_WHAT TO PRODUCE:_ Restate the material word for word and leave out anything that is a picture.

_AVAILABLE DATA:_
::::::::

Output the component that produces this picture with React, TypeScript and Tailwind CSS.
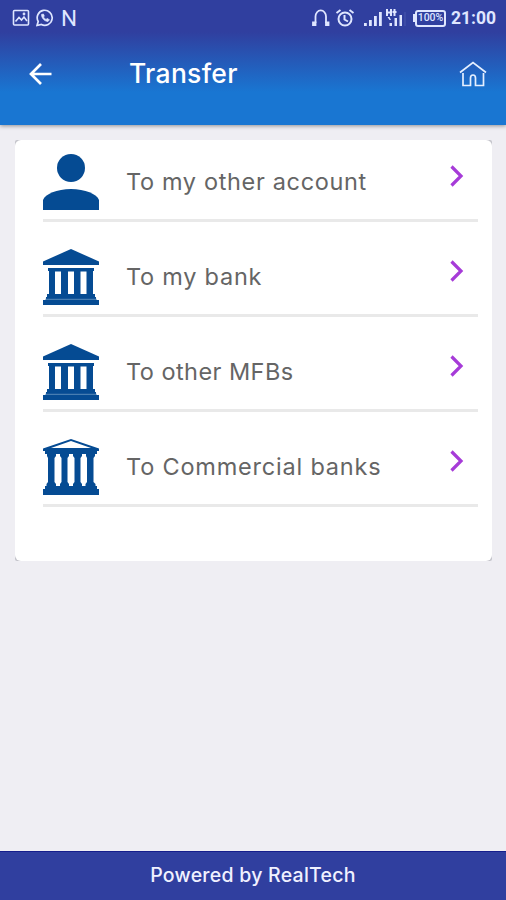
import type { ReactNode } from "react";

const PersonIcon = () => (
  <svg viewBox="0 0 56 56" className="h-14 w-14 fill-[#054b93]">
    <circle cx="28" cy="14" r="14" />
    <path d="M0 56V46C2 40 14 35 28 35s26 5 28 11v10Z" />
  </svg>
);

const BankIcon = () => (
  <svg viewBox="0 0 56 56" className="h-14 w-14 fill-[#054b93]">
    <path d="M28 0 56 12.500V16H0v-3.500Z" />
    <path d="M5 19h46v3h-1v23h2v4H4v-4h2V22H5Z" />
    <path d="M3 48h50v3h3v5H0v-5h3Z" />
    <path d="M12 22.500h6V45h-6ZM25 22.500h6V45h-6ZM37.500 22.500h6V45h-6Z" fill="#fff" />
    <path d="M2 50.300h52" stroke="#6f9ac4" strokeWidth=".8" />
  </svg>
);

const ColumnsIcon = () => (
  <svg viewBox="0 0 56 56" className="h-14 w-14 fill-[#054b93]">
    <path fillRule="evenodd" d="M28 0 56 9.500v2.500h-2v3H2v-3H0V9.500ZM28 2 8 9h40Z" />
    <path d="M4 15h9v2l-1.500 2v24l1.500 2v2H3.500v-2L5 43V19l-1-2ZM17 15h9v2l-1.500 2v24l1.500 2v2h-9v-2l1.500-2V19L17 17ZM30 15h9v2l-1.500 2v24l1.500 2v2h-9v-2l1.500-2V19L30 17ZM43 15h9v2l-1.500 2v24l2 2v2H42.500v-2l1.500-2V19l-1-2Z" />
    <path d="M2 47h52v3h2v6H0v-6h2Z" />
  </svg>
);

const StatusBar = () => (
  <div className="flex h-9 items-center justify-between pl-3 pr-[11px] text-[#dfe6ff]">
    <div className="flex items-center gap-[6px]">
      <svg viewBox="0 0 18 18" className="h-[18px] w-[18px]" fill="none" stroke="currentColor" strokeWidth="1.600">
        <rect x="1.500" y="1.500" width="15" height="14.500" rx="1" />
        <path d="m3.500 12.500 3.500-4 2.500 2.500 2.500-3 3 4" />
        <circle cx="12" cy="5" r=".6" />
      </svg>
      <svg viewBox="0 0 18 18" className="h-[18px] w-[18px]" fill="none" stroke="currentColor" strokeWidth="1.700">
        <path d="m1 16.500 1.200-4A7.500 7.500 0 1 1 5.400 15.500Z" />
        <path d="M5.500 5.500c0 3.600 3 6.800 6.500 7l1.400-1.800-2.400-1.300-1 1C8.700 10 8 9 7.500 8l.8-1-.9-2Z" fill="currentColor" strokeWidth=".7" />
      </svg>
      <span className="ml-px font-['Roboto'] text-[22.500px] leading-[18px] tracking-tight">N</span>
    </div>
    <div className="flex items-center">
      <svg viewBox="0 0 20 18" className="h-[18px] w-5" fill="none" stroke="currentColor" strokeWidth="1.800">
        <path d="M4.500 14V7.500a5.200 6 0 0 1 10.500 0V14" />
        <path d="M2 13.500h2.500V16H2ZM15 13.500h2.500V16H15Z" fill="currentColor" />
      </svg>
      <svg viewBox="0 0 20 18" className="ml-1 h-[18px] w-5" fill="none" stroke="currentColor" strokeWidth="2">
        <circle cx="10" cy="10" r="6.500" />
        <path d="m1.500 4 4-3M18.500 4l-4-3M9.500 6v4.500l3.500 2" />
      </svg>
      <svg viewBox="0 0 44 18" className="ml-[9px] h-[18px] w-[44px] fill-current">
        <path d="M0 14h2.800v3H0ZM5 11h2.800v6H5ZM10 7h2.800v10H10ZM15 3h2.800v14H15Z" />
        <path d="M22 0h2v2.500h2V0h2v7h-2V4.500h-2V7h-2ZM28.500 2h4v2h-4ZM29.500 0h2v7h-2ZM25.500 14H28v3h-2.500ZM30.500 9H33v8h-2.500ZM35.500 6H38v11h-2.500ZM23.500 8h2l1.500 3h-1.500Z" />
        <path d="M40.500 3h1v14h-1Z" opacity=".15" />
      </svg>
      <div className="ml-[5px] h-2 w-[2px] bg-current" />
      <div className="flex h-[17px] w-[31px] items-center justify-center rounded-[3px] border-2 border-current font-['Roboto'] text-[10.500px] font-medium leading-none">
        100%
      </div>
      <span className="ml-[5px] w-[44px] whitespace-nowrap font-['Roboto'] text-[17.500px] font-bold leading-[18px]">21:00</span>
    </div>
  </div>
);

const Header = () => (
  <header className="relative h-[125px] bg-[linear-gradient(to_bottom,#303f9f_0px,#303f9f_32px,#1976d2_92px,#1976d2_125px)] shadow-[0_1px_4px_rgba(0,0,0,0.4)]">
    <StatusBar />
    <div className="flex h-[76px] items-center pl-[28px] pr-5 text-white">
      <svg viewBox="0 0 24 24" className="h-6 w-6" fill="none" stroke="currentColor" strokeWidth="2.700">
        <path d="M23.500 12H3M13 2 3 12l10 10" />
      </svg>
      <h1 className="-mt-px ml-[77px] text-[26.500px] font-medium tracking-[0.3px]">Transfer</h1>
      <svg viewBox="0 0 28 26" className="ml-auto mr-[-1px] h-[26px] w-7" fill="none" stroke="#e5efff" strokeWidth="1.700">
        <path d="m1 11.500 13-10L27 11.500" />
        <path d="M4 12v12.500h7.500V17a2.500 3 0 0 1 5 0v7.500H24.500V12" />
      </svg>
    </div>
  </header>
);

type TransferRowProps = {
  icon: ReactNode;
  label: string;
  className: string;
};

const TransferRow = ({ icon, label, className }: TransferRowProps) => (
  <div className="flex h-[95px] items-end border-b-3 border-[#e9e9e9] pb-[9px]">
    {icon}
    <span className={`ml-[27px] flex h-14 items-center whitespace-nowrap text-[23.500px] text-[#656565] ${className}`}>
      {label}
    </span>
    <svg viewBox="0 0 14 22" className="mb-[23px] ml-auto mr-[14px] h-[22px] w-[14px]" fill="none" stroke="#a63bd8" strokeWidth="3.200">
      <path d="m1.500 1.500 9.500 9.500-9.500 9.500" />
    </svg>
  </div>
);

export default function App() {
  return (
    <div className="flex h-[900px] w-[506px] flex-col bg-[#efeef3] font-['Inter',sans-serif]">
      <Header />
      <main className="flex-1 pl-[15px] pr-[14px] pt-[15px]">
        <div className="rounded-[2px] bg-[#c5c5cc]">
          <div className="h-[421px] rounded-md bg-white pl-[28px] pr-[14px]">
            <div className="-translate-y-[13px]">
              <TransferRow icon={<PersonIcon />} label="To my other account" className="tracking-[0.65px]" />
              <TransferRow icon={<BankIcon />} label="To my bank" className="tracking-[0.75px]" />
              <TransferRow icon={<BankIcon />} label="To other MFBs" className="tracking-[0.45px]" />
              <TransferRow icon={<ColumnsIcon />} label="To Commercial banks" className="tracking-[0.8px]" />
            </div>
          </div>
        </div>
      </main>
      <footer className="flex h-[49px] items-center justify-center border-t border-[#151e8c] bg-[#303f9f] text-[19.500px] font-medium tracking-[0.25px] text-[#f0f1ff]">
        Powered by RealTech
      </footer>
    </div>
  );
}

::::::::

_SOLVED PROBLEM:_
Output the component that produces this picture with React, TypeScript and Tailwind CSS.
import type { ReactNode } from "react";

const PersonIcon = () => (
  <svg viewBox="0 0 56 56" className="h-14 w-14 fill-[#054b93]">
    <circle cx="28" cy="14" r="14" />
    <path d="M0 56V46C2 40 14 35 28 35s26 5 28 11v10Z" />
  </svg>
);

const BankIcon = () => (
  <svg viewBox="0 0 56 56" className="h-14 w-14 fill-[#054b93]">
    <path d="M28 0 56 12.500V16H0v-3.500Z" />
    <path d="M5 19h46v3h-1v23h2v4H4v-4h2V22H5Z" />
    <path d="M3 48h50v3h3v5H0v-5h3Z" />
    <path d="M12 22.500h6V45h-6ZM25 22.500h6V45h-6ZM37.500 22.500h6V45h-6Z" fill="#fff" />
    <path d="M2 50.300h52" stroke="#6f9ac4" strokeWidth=".8" />
  </svg>
);

const ColumnsIcon = () => (
  <svg viewBox="0 0 56 56" className="h-14 w-14 fill-[#054b93]">
    <path fillRule="evenodd" d="M28 0 56 9.500v2.500h-2v3H2v-3H0V9.500ZM28 2 8 9h40Z" />
    <path d="M4 15h9v2l-1.500 2v24l1.500 2v2H3.500v-2L5 43V19l-1-2ZM17 15h9v2l-1.500 2v24l1.500 2v2h-9v-2l1.500-2V19L17 17ZM30 15h9v2l-1.500 2v24l1.500 2v2h-9v-2l1.500-2V19L30 17ZM43 15h9v2l-1.500 2v24l2 2v2H42.500v-2l1.500-2V19l-1-2Z" />
    <path d="M2 47h52v3h2v6H0v-6h2Z" />
  </svg>
);

const StatusBar = () => (
  <div className="flex h-9 items-center justify-between pl-3 pr-[11px] text-[#dfe6ff]">
    <div className="flex items-center gap-[6px]">
      <svg viewBox="0 0 18 18" className="h-[18px] w-[18px]" fill="none" stroke="currentColor" strokeWidth="1.600">
        <rect x="1.500" y="1.500" width="15" height="14.500" rx="1" />
        <path d="m3.500 12.500 3.500-4 2.500 2.500 2.500-3 3 4" />
        <circle cx="12" cy="5" r=".6" />
      </svg>
      <svg viewBox="0 0 18 18" className="h-[18px] w-[18px]" fill="none" stroke="currentColor" strokeWidth="1.700">
        <path d="m1 16.500 1.200-4A7.500 7.500 0 1 1 5.400 15.500Z" />
        <path d="M5.500 5.500c0 3.600 3 6.800 6.500 7l1.400-1.800-2.400-1.300-1 1C8.700 10 8 9 7.500 8l.8-1-.9-2Z" fill="currentColor" strokeWidth=".7" />
      </svg>
      <span className="ml-px font-['Roboto'] text-[22.500px] leading-[18px] tracking-tight">N</span>
    </div>
    <div className="flex items-center">
      <svg viewBox="0 0 20 18" className="h-[18px] w-5" fill="none" stroke="currentColor" strokeWidth="1.800">
        <path d="M4.500 14V7.500a5.200 6 0 0 1 10.500 0V14" />
        <path d="M2 13.500h2.500V16H2ZM15 13.500h2.500V16H15Z" fill="currentColor" />
      </svg>
      <svg viewBox="0 0 20 18" className="ml-1 h-[18px] w-5" fill="none" stroke="currentColor" strokeWidth="2">
        <circle cx="10" cy="10" r="6.500" />
        <path d="m1.500 4 4-3M18.500 4l-4-3M9.500 6v4.500l3.500 2" />
      </svg>
      <svg viewBox="0 0 44 18" className="ml-[9px] h-[18px] w-[44px] fill-current">
        <path d="M0 14h2.800v3H0ZM5 11h2.800v6H5ZM10 7h2.800v10H10ZM15 3h2.800v14H15Z" />
        <path d="M22 0h2v2.500h2V0h2v7h-2V4.500h-2V7h-2ZM28.500 2h4v2h-4ZM29.500 0h2v7h-2ZM25.500 14H28v3h-2.500ZM30.500 9H33v8h-2.500ZM35.500 6H38v11h-2.500ZM23.500 8h2l1.500 3h-1.500Z" />
        <path d="M40.500 3h1v14h-1Z" opacity=".15" />
      </svg>
      <div className="ml-[5px] h-2 w-[2px] bg-current" />
      <div className="flex h-[17px] w-[31px] items-center justify-center rounded-[3px] border-2 border-current font-['Roboto'] text-[10.500px] font-medium leading-none">
        100%
      </div>
      <span className="ml-[5px] w-[44px] whitespace-nowrap font-['Roboto'] text-[17.500px] font-bold leading-[18px]">21:00</span>
    </div>
  </div>
);

const Header = () => (
  <header className="relative h-[125px] bg-[linear-gradient(to_bottom,#303f9f_0px,#303f9f_32px,#1976d2_92px,#1976d2_125px)] shadow-[0_1px_4px_rgba(0,0,0,0.4)]">
    <StatusBar />
    <div className="flex h-[76px] items-center pl-[28px] pr-5 text-white">
      <svg viewBox="0 0 24 24" className="h-6 w-6" fill="none" stroke="currentColor" strokeWidth="2.700">
        <path d="M23.500 12H3M13 2 3 12l10 10" />
      </svg>
      <h1 className="-mt-px ml-[77px] text-[26.500px] font-medium tracking-[0.3px]">Transfer</h1>
      <svg viewBox="0 0 28 26" className="ml-auto mr-[-1px] h-[26px] w-7" fill="none" stroke="#e5efff" strokeWidth="1.700">
        <path d="m1 11.500 13-10L27 11.500" />
        <path d="M4 12v12.500h7.500V17a2.500 3 0 0 1 5 0v7.500H24.500V12" />
      </svg>
    </div>
  </header>
);

type TransferRowProps = {
  icon: ReactNode;
  label: string;
  className: string;
};

const TransferRow = ({ icon, label, className }: TransferRowProps) => (
  <div className="flex h-[95px] items-end border-b-3 border-[#e9e9e9] pb-[9px]">
    {icon}
    <span className={`ml-[27px] flex h-14 items-center whitespace-nowrap text-[23.500px] text-[#656565] ${className}`}>
      {label}
    </span>
    <svg viewBox="0 0 14 22" className="mb-[23px] ml-auto mr-[14px] h-[22px] w-[14px]" fill="none" stroke="#a63bd8" strokeWidth="3.200">
      <path d="m1.500 1.500 9.500 9.500-9.500 9.500" />
    </svg>
  </div>
);

export default function App() {
  return (
    <div className="flex h-[900px] w-[506px] flex-col bg-[#efeef3] font-['Inter',sans-serif]">
      <Header />
      <main className="flex-1 pl-[15px] pr-[14px] pt-[15px]">
        <div className="rounded-[2px] bg-[#c5c5cc]">
          <div className="h-[421px] rounded-md bg-white pl-[28px] pr-[14px]">
            <div className="-translate-y-[13px]">
              <TransferRow icon={<PersonIcon />} label="To my other account" className="tracking-[0.65px]" />
              <TransferRow icon={<BankIcon />} label="To my bank" className="tracking-[0.75px]" />
              <TransferRow icon={<BankIcon />} label="To other MFBs" className="tracking-[0.45px]" />
              <TransferRow icon={<ColumnsIcon />} label="To Commercial banks" className="tracking-[0.8px]" />
            </div>
          </div>
        </div>
      </main>
      <footer className="flex h-[49px] items-center justify-center border-t border-[#151e8c] bg-[#303f9f] text-[19.500px] font-medium tracking-[0.25px] text-[#f0f1ff]">
        Powered by RealTech
      </footer>
    </div>
  );
}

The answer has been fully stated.